Some imprecision in addresses may be tolerated in a rural area. See Haas v. Brandvold, 418 N.W.2d 511 (Minn.Ct.App. 1988) (summons which included town, post office box, and telephone number held sufficient, in light of rural location and defendant's actual receipt of timely notice). Unlike Haas, the error made in addressing the appeal papers in this case actually prevented timely service. In addition, the area where counsel for Milton Bix maintains his offices is near Southdale Shopping Center, and it is far from rural. It is a heavily developed urban area, containing dozens of office buildings and literally hundreds of individual business offices. See Gluszek v. Richardson, 352 F. Supp. 1087 (E.D.Pa. 1972) (applying Florida law and holding that failure to use street address in service by mail directed to large community renders service ineffective).
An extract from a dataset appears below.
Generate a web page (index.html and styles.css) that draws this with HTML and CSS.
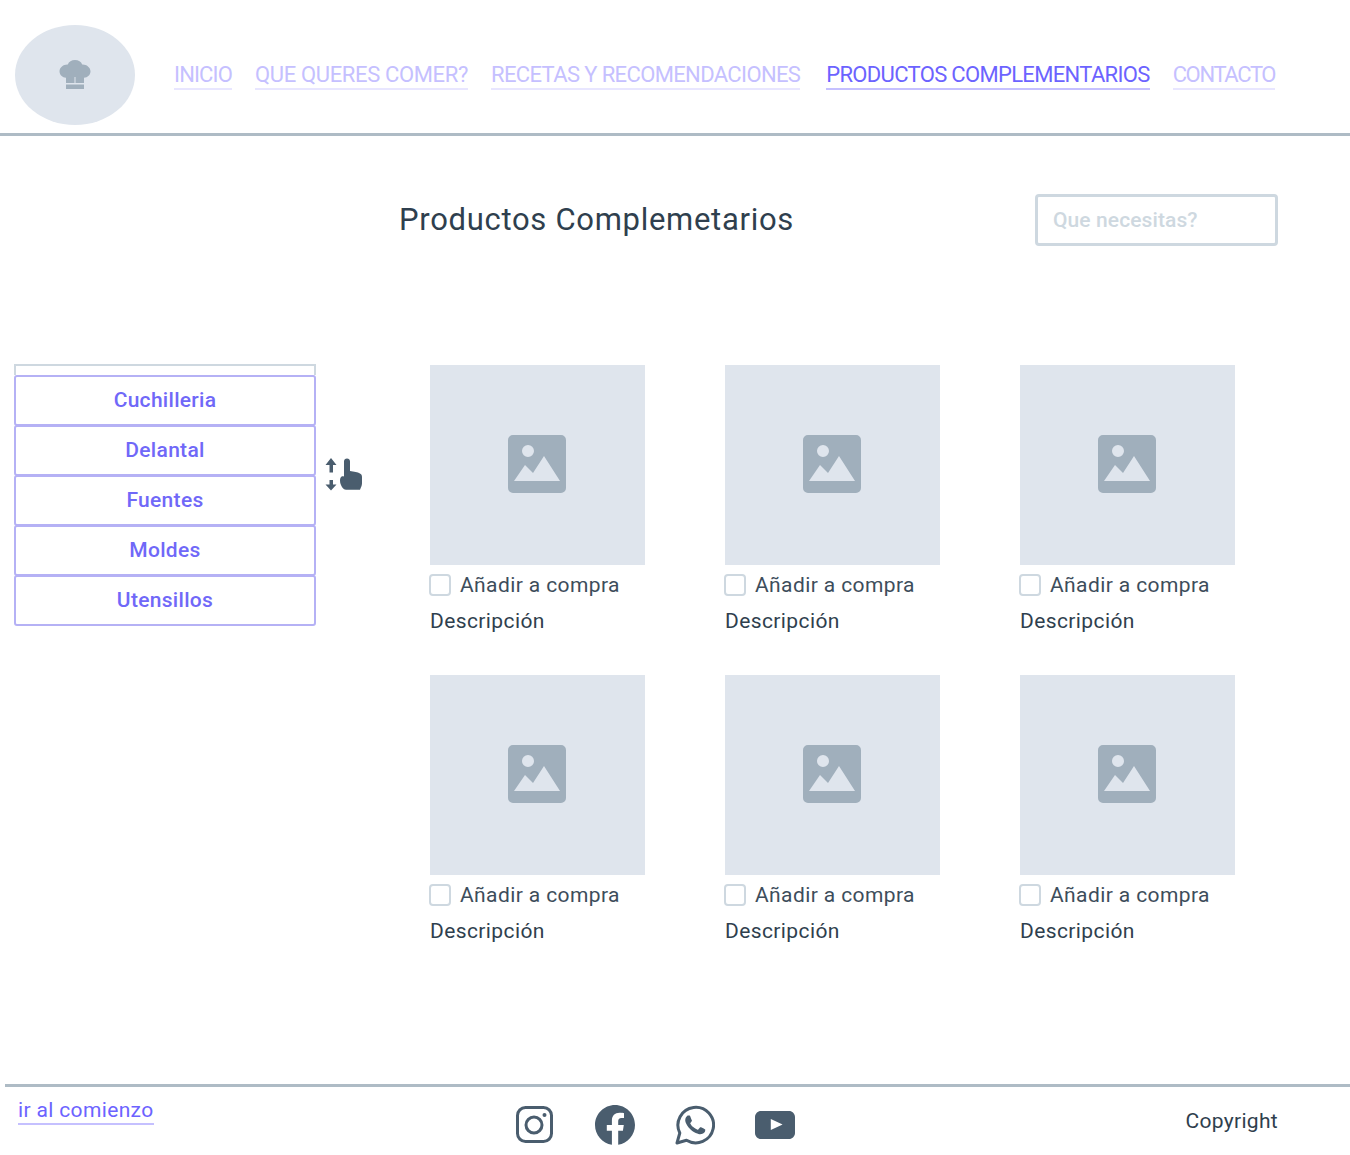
FILE: index.html
```html
<!DOCTYPE html>
<html lang="es">
<head>
    <meta charset="UTF-8">
    <meta name="viewport" content="width=device-width, initial-scale=1.0">
    <title>Productos Complementarios</title>
    <link rel="stylesheet" href="styles.css">
</head>
<body>
    <svg class="defs" width="0" height="0" aria-hidden="true">
        <symbol id="placeholder" viewBox="0 0 58 58">
            <path fill-rule="evenodd" d="M5 0h48a5 5 0 0 1 5 5v48a5 5 0 0 1-5 5H5a5 5 0 0 1-5-5V5a5 5 0 0 1 5-5zM26 16a6 6 0 1 0-12 0a6 6 0 0 0 12 0zM6 46h46L36 21 25 38l-8-8z"/>
        </symbol>
    </svg>

    <header class="top">
        <div class="logo">
            <svg width="32" height="32" viewBox="0 0 32 32"><path d="M16 1c3.500 0 6.200 1.800 7.200 4.400C27 5.100 31.500 7.900 31.500 12.300c0 3.700-2.900 6.300-6.500 6.500V24h-8.500v-6h-1v6H7v-5.200c-3.600-.2-6.500-2.800-6.500-6.500C.5 7.900 5 5.100 8.800 5.400 9.800 2.800 12.500 1 16 1zM7 25.500h18V30H7z"/></svg>
        </div>
        <nav class="menu">
            <a href="#" class="m1">INICIO</a>
            <a href="#" class="m2">QUE QUERES COMER?</a>
            <a href="#" class="m3">RECETAS Y RECOMENDACIONES</a>
            <a href="#" class="m4 active">PRODUCTOS COMPLEMENTARIOS</a>
            <a href="#" class="m5">CONTACTO</a>
        </nav>
    </header>

    <section class="heading">
        <h1>Productos Complemetarios</h1>
        <input class="search" type="text" placeholder="Que necesitas?">
    </section>

    <main class="content">
        <aside class="side">
            <div class="side-top"></div>
            <a href="#">Cuchilleria</a>
            <a href="#">Delantal</a>
            <a href="#">Fuentes</a>
            <a href="#">Moldes</a>
            <a href="#">Utensillos</a>
        </aside>

        <svg class="scroll-hint" width="40" height="33" viewBox="0 0 40 33">
            <path d="M6 0l5.500 7H8v7.500H4.500V7H.5zM4.500 22H8v4.500h3.500L6 32.500.5 26.500h4z"/>
            <path d="M19 3.500c0-1.900 1.200-3 3-3s3 1.100 3 3V13c4 .5 8 1.300 9.500 2.300 2 .7 2.500 2 2.500 4v6c0 1.500-.5 3-1 4l-1 2.500H21c-1.500 0-2.500-.7-3.500-2-1-1.500-2.500-4-2.500-7 0-2 .5-4 2-4.500.7-.3 1.300-.2 2 .2z"/>
        </svg>

        <div class="grid">
            <article class="card">
                <div class="thumb"><svg width="58" height="58"><use href="#placeholder"/></svg></div>
                <label class="buy"><input type="checkbox"> Añadir a compra</label>
                <p class="desc">Descripción</p>
            </article>
            <article class="card">
                <div class="thumb"><svg width="58" height="58"><use href="#placeholder"/></svg></div>
                <label class="buy"><input type="checkbox"> Añadir a compra</label>
                <p class="desc">Descripción</p>
            </article>
            <article class="card">
                <div class="thumb"><svg width="58" height="58"><use href="#placeholder"/></svg></div>
                <label class="buy"><input type="checkbox"> Añadir a compra</label>
                <p class="desc">Descripción</p>
            </article>
            <article class="card">
                <div class="thumb"><svg width="58" height="58"><use href="#placeholder"/></svg></div>
                <label class="buy"><input type="checkbox"> Añadir a compra</label>
                <p class="desc">Descripción</p>
            </article>
            <article class="card">
                <div class="thumb"><svg width="58" height="58"><use href="#placeholder"/></svg></div>
                <label class="buy"><input type="checkbox"> Añadir a compra</label>
                <p class="desc">Descripción</p>
            </article>
            <article class="card">
                <div class="thumb"><svg width="58" height="58"><use href="#placeholder"/></svg></div>
                <label class="buy"><input type="checkbox"> Añadir a compra</label>
                <p class="desc">Descripción</p>
            </article>
        </div>
    </main>

    <footer class="bottom">
        <a href="#" class="to-top">ir al comienzo</a>
        <div class="social">
            <svg width="40" height="40" viewBox="0 0 40 40" class="outline">
                <rect x="2.500" y="2.500" width="34" height="34" rx="8"/>
                <circle cx="19" cy="20" r="8"/>
                <circle class="dot" cx="29.500" cy="10" r="2"/>
            </svg>
            <svg width="40" height="40" viewBox="0 0 40 40">
                <path d="M40 20C40 9 31 0 20 0S0 9 0 20c0 10 7.300 18.300 16.900 19.800V25.800h-5.100V20h5.100v-4.400c0-5 3-7.800 7.600-7.800 2.200 0 4.500.4 4.500.4v4.900h-2.500c-2.500 0-3.300 1.500-3.300 3.100V20h5.600l-.9 5.800h-4.700v14C32.700 38.300 40 30 40 20z"/>
            </svg>
            <svg width="40" height="40" viewBox="0 0 40 40">
                <path class="bubble" d="M2 38l2.800-10A17.800 17.800 0 1 1 11.500 35.300z"/>
                <path d="M29.400 23.900c-.5-.2-2.900-1.400-3.400-1.600-.5-.2-.8-.2-1.100.2-.3.500-1.300 1.600-1.600 2-.3.300-.6.400-1.100.1-.5-.2-2.100-.8-4-2.500-1.500-1.300-2.500-2.900-2.800-3.400-.3-.5 0-.8.200-1 .2-.2.500-.6.700-.9.200-.3.300-.5.500-.8.200-.3.100-.6 0-.9-.1-.2-1.100-2.700-1.500-3.700-.4-1-.8-.8-1.100-.8h-1c-.3 0-.9.100-1.300.6-.5.500-1.700 1.700-1.700 4.100s1.800 4.800 2 5.100c.2.300 3.500 5.400 8.500 7.500 1.200.5 2.100.8 2.800 1 1.200.4 2.300.3 3.100.2.900-.1 2.900-1.200 3.300-2.300.4-1.200.4-2.100.3-2.300-.1-.2-.4-.3-.9-.6z"/>
            </svg>
            <svg width="40" height="40" viewBox="0 0 40 40">
                <path fill-rule="evenodd" d="M6 6h28c3.300 0 6 2.700 6 6v16c0 3.300-2.700 6-6 6H6c-3.300 0-6-2.700-6-6V12c0-3.300 2.700-6 6-6zm9.800 8v11l11.800-5.500z"/>
            </svg>
        </div>
        <span class="copy">Copyright</span>
    </footer>
</body>
</html>
```

FILE: styles.css
```css
* { box-sizing: border-box; }
html, body { height: 1155px; overflow: hidden; }
body { margin: 0; font-family: Roboto, "Liberation Sans", sans-serif; color: #2f3f4e; background: #fff; }
a { text-decoration: none; }
.defs { display: block; height: 0; }

/* cabecera */
.top { display: flex; align-items: center; height: 136px; padding: 17px 0 0 15px; border-bottom: 3px solid #aebbc5; }
.logo { display: flex; align-items: center; justify-content: center; width: 120px; height: 100px; border-radius: 50%; background: #dfe5ed; fill: #a0afbc; }
.menu { display: flex; margin-left: 39px; margin-top: 1px; }
.menu a { padding-top: 1px; font-size: 22px; line-height: 26px; color: #c5c0ff; border-bottom: 2px solid #e8e6ff; margin-right: 23px; white-space: nowrap; }
.menu a.active { color: #6c63ff; border-bottom-color: #c5c0ff; }
.menu .m1 { letter-spacing: -0.85px; }
.menu .m2 { letter-spacing: -0.35px; }
.menu .m3 { letter-spacing: -0.63px; margin-right: 26px; }
.menu .m4 { letter-spacing: -0.67px; }
.menu .m5 { letter-spacing: -1.35px; }

.heading { display: flex; justify-content: space-between; align-items: center; padding: 58px 72px 0 399px; }
h1 { margin: -2px 0 0; font-size: 31px; font-weight: 400; letter-spacing: 0.7px; color: #2f3f4e; }
.search { width: 243px; height: 52px; padding: 0 15px; border: 3px solid #ced8e0; border-radius: 4px; font: 500 21px Roboto, sans-serif; letter-spacing: 0.1px; outline: none; }
.search::placeholder { color: #ced8e0; opacity: 1; }

/* contenido */
.content { display: flex; align-items: flex-start; padding: 118px 0 0 14px; }
.side { display: flex; flex-direction: column; width: 302px; height: 262px; }
.side-top { height: 11px; border: 2px solid #ced8e0; border-bottom: none; }
.side a { display: flex; flex: none; align-items: center; justify-content: center; height: 51px; margin-bottom: -1px; padding-bottom: 2px; border: 2px solid #b5b1f5; border-radius: 3px; font-size: 21px; font-weight: 500; letter-spacing: 0.3px; color: #7068f8; }
.scroll-hint { flex: none; margin: 94px 0 0 9px; fill: #4a5d6e; }

.grid { display: grid; grid-template-columns: repeat(3, 215px); grid-auto-rows: 310px; column-gap: 80px; margin: 1px 0 0 65px; }
.thumb { display: flex; align-items: center; justify-content: center; height: 200px; padding: 0 2px 2px 0; background: #dfe5ed; fill: #a0afbc; }
.buy { display: flex; align-items: center; gap: 9px; margin: 9px 0 0 -1px; height: 22px; font-size: 21px; letter-spacing: 0.4px; color: #3d4d5b; }
.buy input { appearance: none; flex: none; width: 22px; height: 22px; margin: 0; border: 2px solid #ced8e0; border-radius: 4px; background: #fff; }
.desc { margin: 13px 0 0; font-size: 21px; line-height: 24px; letter-spacing: 0.4px; color: #2f3f4e; }

/* pie */
.bottom { position: relative; display: flex; justify-content: space-between; height: 71px; margin: 99px 0 0 5px; padding: 10px 72px 0 13px; border-top: 3px solid #aebbc5; }
.to-top { align-self: flex-start; font-size: 21px; line-height: 26px; color: #6c63ff; border-bottom: 2px solid #c5c0ff; letter-spacing: 0.35px; }
.social { display: flex; gap: 40px; margin: 8px 30px 0 0; height: 40px; fill: #4a5d6e; }
.outline { fill: none; stroke: #4a5d6e; stroke-width: 3; }
.outline .dot { fill: #4a5d6e; stroke: none; }
.bubble { fill: none; stroke: #4a5d6e; stroke-width: 3; stroke-linejoin: round; }
.copy { font-size: 21px; line-height: 48px; letter-spacing: 0.3px; color: #2f3f4e; }
```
The appellant has cited no authority, and our research has disclosed none, which deems service by misaddressed mail to be complete upon mailing. We hold that service was not timely made upon counsel for Bix. We need not dismiss the entire appeal, since counsel for respondent Webster was timely served. See Hibbing Educational Association v. Public Employment Relations Board, 342 N.W.2d 355 (Minn.Ct.App.1984) (where timely service was made upon some parties, appeal could *505 continue against them despite dismissal of parties not properly served).
We take this opportunity to caution counsel against waiting until the end of the appeal period to effect service and filing. If the appeal papers in this case had been mailed just one week before the time for appeal expired, they would have been returned to appellant's counsel in time for proper service to be made. Unfortunately, service by properly addressed mail was not timely made, and that portion of the appeal which relates to Milton Bix must be dismissed.
Motion to dismiss portion of appeal granted.